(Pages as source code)
>> begin
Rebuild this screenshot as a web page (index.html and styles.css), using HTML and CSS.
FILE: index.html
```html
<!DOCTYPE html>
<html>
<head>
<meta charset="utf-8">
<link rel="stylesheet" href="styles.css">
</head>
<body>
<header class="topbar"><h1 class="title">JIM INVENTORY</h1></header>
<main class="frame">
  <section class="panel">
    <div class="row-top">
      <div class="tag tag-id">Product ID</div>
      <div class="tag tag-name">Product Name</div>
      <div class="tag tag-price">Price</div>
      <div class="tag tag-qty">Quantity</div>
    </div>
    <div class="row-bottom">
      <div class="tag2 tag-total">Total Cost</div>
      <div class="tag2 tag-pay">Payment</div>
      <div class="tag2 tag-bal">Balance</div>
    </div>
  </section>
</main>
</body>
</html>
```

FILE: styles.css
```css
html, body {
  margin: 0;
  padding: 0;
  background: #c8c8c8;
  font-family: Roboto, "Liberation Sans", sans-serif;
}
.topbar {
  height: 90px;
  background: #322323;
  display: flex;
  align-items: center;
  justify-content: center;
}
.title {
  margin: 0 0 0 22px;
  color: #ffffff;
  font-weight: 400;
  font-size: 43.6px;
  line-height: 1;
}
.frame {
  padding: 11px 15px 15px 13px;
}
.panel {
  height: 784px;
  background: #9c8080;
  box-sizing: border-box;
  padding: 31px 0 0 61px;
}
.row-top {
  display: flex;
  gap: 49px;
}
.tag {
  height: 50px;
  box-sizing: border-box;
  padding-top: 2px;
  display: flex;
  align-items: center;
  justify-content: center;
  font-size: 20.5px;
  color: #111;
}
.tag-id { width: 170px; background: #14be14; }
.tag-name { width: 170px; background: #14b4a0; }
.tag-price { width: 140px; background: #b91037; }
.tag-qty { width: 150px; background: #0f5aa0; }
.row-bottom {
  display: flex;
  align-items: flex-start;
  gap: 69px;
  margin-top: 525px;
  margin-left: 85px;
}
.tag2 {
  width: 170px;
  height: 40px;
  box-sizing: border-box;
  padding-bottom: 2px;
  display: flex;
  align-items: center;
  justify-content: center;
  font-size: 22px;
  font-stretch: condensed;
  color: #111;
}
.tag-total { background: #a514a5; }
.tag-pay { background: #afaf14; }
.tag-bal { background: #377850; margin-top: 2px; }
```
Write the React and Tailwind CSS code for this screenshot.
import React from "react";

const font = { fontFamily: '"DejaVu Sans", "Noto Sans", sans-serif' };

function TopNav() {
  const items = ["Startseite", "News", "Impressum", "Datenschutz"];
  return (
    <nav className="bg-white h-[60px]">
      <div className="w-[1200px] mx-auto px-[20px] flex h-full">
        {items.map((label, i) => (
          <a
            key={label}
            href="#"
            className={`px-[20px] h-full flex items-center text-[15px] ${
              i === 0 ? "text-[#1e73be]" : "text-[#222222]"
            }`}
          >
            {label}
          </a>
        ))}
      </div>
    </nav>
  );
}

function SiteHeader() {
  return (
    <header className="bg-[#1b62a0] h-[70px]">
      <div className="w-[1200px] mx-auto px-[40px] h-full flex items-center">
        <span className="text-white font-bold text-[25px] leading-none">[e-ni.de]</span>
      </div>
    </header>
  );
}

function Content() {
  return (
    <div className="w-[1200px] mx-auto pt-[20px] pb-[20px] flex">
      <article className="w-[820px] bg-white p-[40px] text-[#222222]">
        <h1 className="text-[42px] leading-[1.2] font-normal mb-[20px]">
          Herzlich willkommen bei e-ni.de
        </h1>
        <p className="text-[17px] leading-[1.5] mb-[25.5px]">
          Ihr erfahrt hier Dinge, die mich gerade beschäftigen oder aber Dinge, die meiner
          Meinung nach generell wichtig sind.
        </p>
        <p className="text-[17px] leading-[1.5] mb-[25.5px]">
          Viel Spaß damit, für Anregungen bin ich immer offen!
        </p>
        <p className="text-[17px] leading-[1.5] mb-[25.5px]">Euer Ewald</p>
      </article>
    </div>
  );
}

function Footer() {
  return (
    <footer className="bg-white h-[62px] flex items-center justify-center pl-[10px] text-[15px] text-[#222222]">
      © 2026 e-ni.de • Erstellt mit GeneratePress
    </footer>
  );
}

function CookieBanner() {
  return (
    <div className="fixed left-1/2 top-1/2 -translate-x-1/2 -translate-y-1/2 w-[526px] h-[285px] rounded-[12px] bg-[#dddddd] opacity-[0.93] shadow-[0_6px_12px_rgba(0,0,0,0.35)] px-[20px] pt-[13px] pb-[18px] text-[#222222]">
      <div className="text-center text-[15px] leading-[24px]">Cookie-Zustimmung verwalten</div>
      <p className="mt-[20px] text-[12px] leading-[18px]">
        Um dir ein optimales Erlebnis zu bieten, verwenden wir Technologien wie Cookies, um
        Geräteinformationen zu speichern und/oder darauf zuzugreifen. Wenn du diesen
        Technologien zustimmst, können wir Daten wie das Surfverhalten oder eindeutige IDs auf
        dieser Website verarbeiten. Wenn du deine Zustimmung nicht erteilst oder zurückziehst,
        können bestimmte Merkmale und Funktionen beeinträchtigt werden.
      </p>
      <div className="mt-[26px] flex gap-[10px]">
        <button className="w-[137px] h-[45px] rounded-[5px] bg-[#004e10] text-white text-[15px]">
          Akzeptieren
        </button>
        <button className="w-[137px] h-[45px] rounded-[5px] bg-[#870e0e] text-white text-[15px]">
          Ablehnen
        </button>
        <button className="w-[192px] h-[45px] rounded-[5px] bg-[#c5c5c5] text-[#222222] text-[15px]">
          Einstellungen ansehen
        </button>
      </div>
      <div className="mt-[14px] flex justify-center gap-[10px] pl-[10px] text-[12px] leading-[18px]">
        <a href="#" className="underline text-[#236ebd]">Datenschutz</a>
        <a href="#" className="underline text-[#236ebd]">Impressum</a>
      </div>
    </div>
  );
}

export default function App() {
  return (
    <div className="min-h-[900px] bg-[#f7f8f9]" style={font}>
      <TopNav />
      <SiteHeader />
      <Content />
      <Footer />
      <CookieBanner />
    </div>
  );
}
>> end
- **Stated goal**
Please repeat the material above, word for word and in full.

- **Answer to this exercise**
Rebuild this screenshot as a web page (index.html and styles.css), using HTML and CSS.
FILE: index.html
```html
<!DOCTYPE html>
<html>
<head>
<meta charset="utf-8">
<link rel="stylesheet" href="styles.css">
</head>
<body>
<header class="topbar"><h1 class="title">JIM INVENTORY</h1></header>
<main class="frame">
  <section class="panel">
    <div class="row-top">
      <div class="tag tag-id">Product ID</div>
      <div class="tag tag-name">Product Name</div>
      <div class="tag tag-price">Price</div>
      <div class="tag tag-qty">Quantity</div>
    </div>
    <div class="row-bottom">
      <div class="tag2 tag-total">Total Cost</div>
      <div class="tag2 tag-pay">Payment</div>
      <div class="tag2 tag-bal">Balance</div>
    </div>
  </section>
</main>
</body>
</html>
```

FILE: styles.css
```css
html, body {
  margin: 0;
  padding: 0;
  background: #c8c8c8;
  font-family: Roboto, "Liberation Sans", sans-serif;
}
.topbar {
  height: 90px;
  background: #322323;
  display: flex;
  align-items: center;
  justify-content: center;
}
.title {
  margin: 0 0 0 22px;
  color: #ffffff;
  font-weight: 400;
  font-size: 43.6px;
  line-height: 1;
}
.frame {
  padding: 11px 15px 15px 13px;
}
.panel {
  height: 784px;
  background: #9c8080;
  box-sizing: border-box;
  padding: 31px 0 0 61px;
}
.row-top {
  display: flex;
  gap: 49px;
}
.tag {
  height: 50px;
  box-sizing: border-box;
  padding-top: 2px;
  display: flex;
  align-items: center;
  justify-content: center;
  font-size: 20.5px;
  color: #111;
}
.tag-id { width: 170px; background: #14be14; }
.tag-name { width: 170px; background: #14b4a0; }
.tag-price { width: 140px; background: #b91037; }
.tag-qty { width: 150px; background: #0f5aa0; }
.row-bottom {
  display: flex;
  align-items: flex-start;
  gap: 69px;
  margin-top: 525px;
  margin-left: 85px;
}
.tag2 {
  width: 170px;
  height: 40px;
  box-sizing: border-box;
  padding-bottom: 2px;
  display: flex;
  align-items: center;
  justify-content: center;
  font-size: 22px;
  font-stretch: condensed;
  color: #111;
}
.tag-total { background: #a514a5; }
.tag-pay { background: #afaf14; }
.tag-bal { background: #377850; margin-top: 2px; }
```
Write the React and Tailwind CSS code for this screenshot.
import React from "react";

const font = { fontFamily: '"DejaVu Sans", "Noto Sans", sans-serif' };

function TopNav() {
  const items = ["Startseite", "News", "Impressum", "Datenschutz"];
  return (
    <nav className="bg-white h-[60px]">
      <div className="w-[1200px] mx-auto px-[20px] flex h-full">
        {items.map((label, i) => (
          <a
            key={label}
            href="#"
            className={`px-[20px] h-full flex items-center text-[15px] ${
              i === 0 ? "text-[#1e73be]" : "text-[#222222]"
            }`}
          >
            {label}
          </a>
        ))}
      </div>
    </nav>
  );
}

function SiteHeader() {
  return (
    <header className="bg-[#1b62a0] h-[70px]">
      <div className="w-[1200px] mx-auto px-[40px] h-full flex items-center">
        <span className="text-white font-bold text-[25px] leading-none">[e-ni.de]</span>
      </div>
    </header>
  );
}

function Content() {
  return (
    <div className="w-[1200px] mx-auto pt-[20px] pb-[20px] flex">
      <article className="w-[820px] bg-white p-[40px] text-[#222222]">
        <h1 className="text-[42px] leading-[1.2] font-normal mb-[20px]">
          Herzlich willkommen bei e-ni.de
        </h1>
        <p className="text-[17px] leading-[1.5] mb-[25.5px]">
          Ihr erfahrt hier Dinge, die mich gerade beschäftigen oder aber Dinge, die meiner
          Meinung nach generell wichtig sind.
        </p>
        <p className="text-[17px] leading-[1.5] mb-[25.5px]">
          Viel Spaß damit, für Anregungen bin ich immer offen!
        </p>
        <p className="text-[17px] leading-[1.5] mb-[25.5px]">Euer Ewald</p>
      </article>
    </div>
  );
}

function Footer() {
  return (
    <footer className="bg-white h-[62px] flex items-center justify-center pl-[10px] text-[15px] text-[#222222]">
      © 2026 e-ni.de • Erstellt mit GeneratePress
    </footer>
  );
}

function CookieBanner() {
  return (
    <div className="fixed left-1/2 top-1/2 -translate-x-1/2 -translate-y-1/2 w-[526px] h-[285px] rounded-[12px] bg-[#dddddd] opacity-[0.93] shadow-[0_6px_12px_rgba(0,0,0,0.35)] px-[20px] pt-[13px] pb-[18px] text-[#222222]">
      <div className="text-center text-[15px] leading-[24px]">Cookie-Zustimmung verwalten</div>
      <p className="mt-[20px] text-[12px] leading-[18px]">
        Um dir ein optimales Erlebnis zu bieten, verwenden wir Technologien wie Cookies, um
        Geräteinformationen zu speichern und/oder darauf zuzugreifen. Wenn du diesen
        Technologien zustimmst, können wir Daten wie das Surfverhalten oder eindeutige IDs auf
        dieser Website verarbeiten. Wenn du deine Zustimmung nicht erteilst oder zurückziehst,
        können bestimmte Merkmale und Funktionen beeinträchtigt werden.
      </p>
      <div className="mt-[26px] flex gap-[10px]">
        <button className="w-[137px] h-[45px] rounded-[5px] bg-[#004e10] text-white text-[15px]">
          Akzeptieren
        </button>
        <button className="w-[137px] h-[45px] rounded-[5px] bg-[#870e0e] text-white text-[15px]">
          Ablehnen
        </button>
        <button className="w-[192px] h-[45px] rounded-[5px] bg-[#c5c5c5] text-[#222222] text-[15px]">
          Einstellungen ansehen
        </button>
      </div>
      <div className="mt-[14px] flex justify-center gap-[10px] pl-[10px] text-[12px] leading-[18px]">
        <a href="#" className="underline text-[#236ebd]">Datenschutz</a>
        <a href="#" className="underline text-[#236ebd]">Impressum</a>
      </div>
    </div>
  );
}

export default function App() {
  return (
    <div className="min-h-[900px] bg-[#f7f8f9]" style={font}>
      <TopNav />
      <SiteHeader />
      <Content />
      <Footer />
      <CookieBanner />
    </div>
  );
}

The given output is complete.